Running a business is a challenging prospect at the best of times. Running one with members of your family will certainly lead to some tough discussions around the dinner table.
Here, CNBC takes a look at some of the oldest family-run companies in the U.K., and finds out how they've lasted so long.
Peter Freebody and Co says the Freebody family has been "living and working" on the river Thames since the 13th century.
Born in 1934, Peter Freebody grew up in a boatyard, where the company says wooden boats were built "by hand, and by line-of-eye… in ways that had changed little in a thousand years."
Freebody began to "shape" the business in the 1950s, adding new facilities and specializing in the building of wooden boats. He died in 2010 but his son, Richard, is now in charge, aided by his sisters Helen, Melanie and Katie.
Founded in 1570, east London's Whitechapel Bell Foundry is said to be the oldest manufacturing company in Britain.
The business has cast the world's most famous bells – including London's Big Ben and the original Liberty Bell in Philadelphia.
Arthur Hughes joined in 1884 as general manager, before buying the business in 1904. The foundry is still in the hands of the Hughes family.
The ups and downs of the global economy make construction a tough business to be in. R Durtnell & Sons Limited has managed to hang on in there for more than 400 years.
It claims to be the oldest building company in the U.K., and traces its history all the way back to 1591, when Elizabeth I was on the throne.
Today Alexander Durtnell represents the 13th generation of the Durtnell family to be involved with the business, which says it now employs around 100 people full time and has a turnover of £40 million ($53 million).
The business has worked on a host of famous and historic sites, including the Dulwich Picture Gallery in London (pictured), Salisbury Cathedral as well as several National Trust properties.
The origins of Lock and Co. Hatters date back to 1676, when, according to the company, "hatter" Robert Davis opened up a store on London's fashionable St James's Street.
Davis' son, Charles, took on James Lock as an apprentice in 1747 and the rest is history.

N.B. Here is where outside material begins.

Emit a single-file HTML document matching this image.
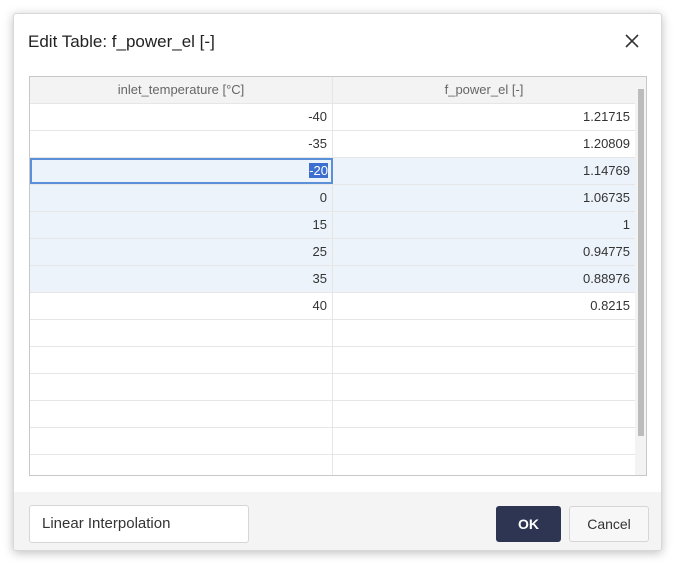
<!DOCTYPE html>
<html><head><style>
*{box-sizing:border-box;margin:0;padding:0}
body{width:676px;height:565px;background:#fff;font-family:"Liberation Sans",sans-serif;position:relative;overflow:hidden}
.dlg{position:absolute;left:13px;top:13px;width:649px;height:538px;background:#fff;border:1px solid #d8d8d8;border-radius:3px;box-shadow:0 2px 10px rgba(0,0,0,.25);overflow:hidden}
.title{position:absolute;left:14px;top:18px;font-size:17px;color:#222}
.x{position:absolute;left:611px;top:20px}
.tbl{position:absolute;left:15px;top:62px;width:618px;height:400px;border:1px solid #c8c8c8;overflow:hidden}
.row{position:absolute;left:0;width:605px;height:27px;border-bottom:1px solid #e6e6e6;font-size:13px;color:#333}
.row div{position:absolute;top:0;height:26px;line-height:26px;text-align:right;padding-right:5px}
.c1{left:0;width:303px;border-right:1px solid #e6e6e6}
.c2{left:303px;width:302px}
.hdr{background:#f3f3f3;color:#666}
.hdr div{text-align:center;padding:0}
.hl{background:#edf3fb}
.sb{position:absolute;left:605px;top:0;width:12px;height:398px;background:#f3f3f3}
.th{position:absolute;left:3px;top:12px;width:6px;height:347px;background:#bcbcbc}
.foot{position:absolute;left:0;top:478px;width:649px;height:60px;background:#f4f4f4}
.li{position:absolute;left:15px;top:13px;width:220px;height:38px;background:#fff;border:1px solid #d6d6d6;border-radius:3px;font-size:15px;line-height:36px;padding-left:12px;color:#333}
.ok{position:absolute;left:482px;top:14px;width:65px;height:36px;background:#2e3553;border-radius:3px;color:#fff;font-weight:bold;font-size:14px;text-align:center;line-height:36px}
.cn{position:absolute;left:555px;top:14px;width:80px;height:36px;background:#f7f7f7;border:1px solid #d6d6d6;border-radius:3px;color:#333;font-size:14px;text-align:center;line-height:34px}
</style></head><body>
<div class="dlg">
<div class="title">Edit Table: f_power_el [-]</div>
<svg class="x" width="14" height="14" viewBox="0 0 14 14"><path d="M1 1L13 13M13 1L1 13" stroke="#333" stroke-width="1.6"/></svg>
<div class="tbl">
<div class="row hdr" style="top:0"><div class="c1">inlet_temperature [°C]</div><div class="c2">f_power_el [-]</div></div>
<div class="row" style="top:27px"><div class="c1">-40</div><div class="c2">1.21715</div></div>
<div class="row" style="top:54px"><div class="c1">-35</div><div class="c2">1.20809</div></div>
<div class="row hl" style="top:81px"><div class="c1" style="border:2px solid #5b8fd8;line-height:22px;padding-right:3px"><span style="background:#3d6fd0;color:#fff">-20</span></div><div class="c2">1.14769</div></div>
<div class="row hl" style="top:108px"><div class="c1">0</div><div class="c2">1.06735</div></div>
<div class="row hl" style="top:135px"><div class="c1">15</div><div class="c2">1</div></div>
<div class="row hl" style="top:162px"><div class="c1">25</div><div class="c2">0.94775</div></div>
<div class="row hl" style="top:189px"><div class="c1">35</div><div class="c2">0.88976</div></div>
<div class="row" style="top:216px"><div class="c1">40</div><div class="c2">0.8215</div></div>
<div class="row" style="top:243px"><div class="c1"></div><div class="c2"></div></div>
<div class="row" style="top:270px"><div class="c1"></div><div class="c2"></div></div>
<div class="row" style="top:297px"><div class="c1"></div><div class="c2"></div></div>
<div class="row" style="top:324px"><div class="c1"></div><div class="c2"></div></div>
<div class="row" style="top:351px"><div class="c1"></div><div class="c2"></div></div>
<div class="row" style="top:378px"><div class="c1"></div><div class="c2"></div></div>
<div class="sb"><div class="th"></div></div>
</div>
<div class="foot">
<div class="li">Linear Interpolation</div>
<div class="ok">OK</div>
<div class="cn">Cancel</div>
</div>
</div>
</body></html>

Lock went on to marry Mary Davis - Charles' daughter - in 1759, according to the business.
Today it says it is both the world's oldest hat shop and "one of the oldest family-owned businesses still in existence," and the proud holder of two royal warrants.
Founded in 1672 by Richard Hoare, C. Hoare & Co. says it is the U.K.'s "oldest, family-owned private bank". Based on London's historic Fleet Street since 1690 it is still owned and run by the Hoare family, several of whom sit on the board as partners.
The bank says that today it employs almost 400 staff and has a balance sheet of "approximately £3.3 billion."
Established in 1685, this family-run business says it specializes in the design and production of "jewelry and identity products for governments, corporates, fraternal and friendly societies, and clubs and associations."
The company continues to be run by the Toye family, and holds a prestigious Royal Warrant from the Queen, supplying gold and silver laces, insignia and embroidery.
The business' work could, for example, be seen at the 1937 coronation of King George VI (pictured) in the form of robes and banners.
Based on the plush St James's Street in central London, wine and spirit merchants Berry Bros. & Rudd – which supplies the royal family – says it can trace its history back to 1698, when a widow opened a grocer's opposite St. James's Palace.
According to the company, the business eventually fell into the hands of George Berry, whose name was on the shop front by 1810 and steered it towards wine.
In 1920 Hugh Rudd joined the operation and members of both the Berry and Rudd families still run the business to this day.
Simon Berry, a seventh-generation member of the Berry family, is the current chairman and has been working there in a variety of roles for more than 30 years, according to the company.
The business says that the "future Napoleon III" – who lived in London during the 1830s as an exile – held secret meetings in its cellars, while 69 crates of its products were on the Titanic, which sank in 1912.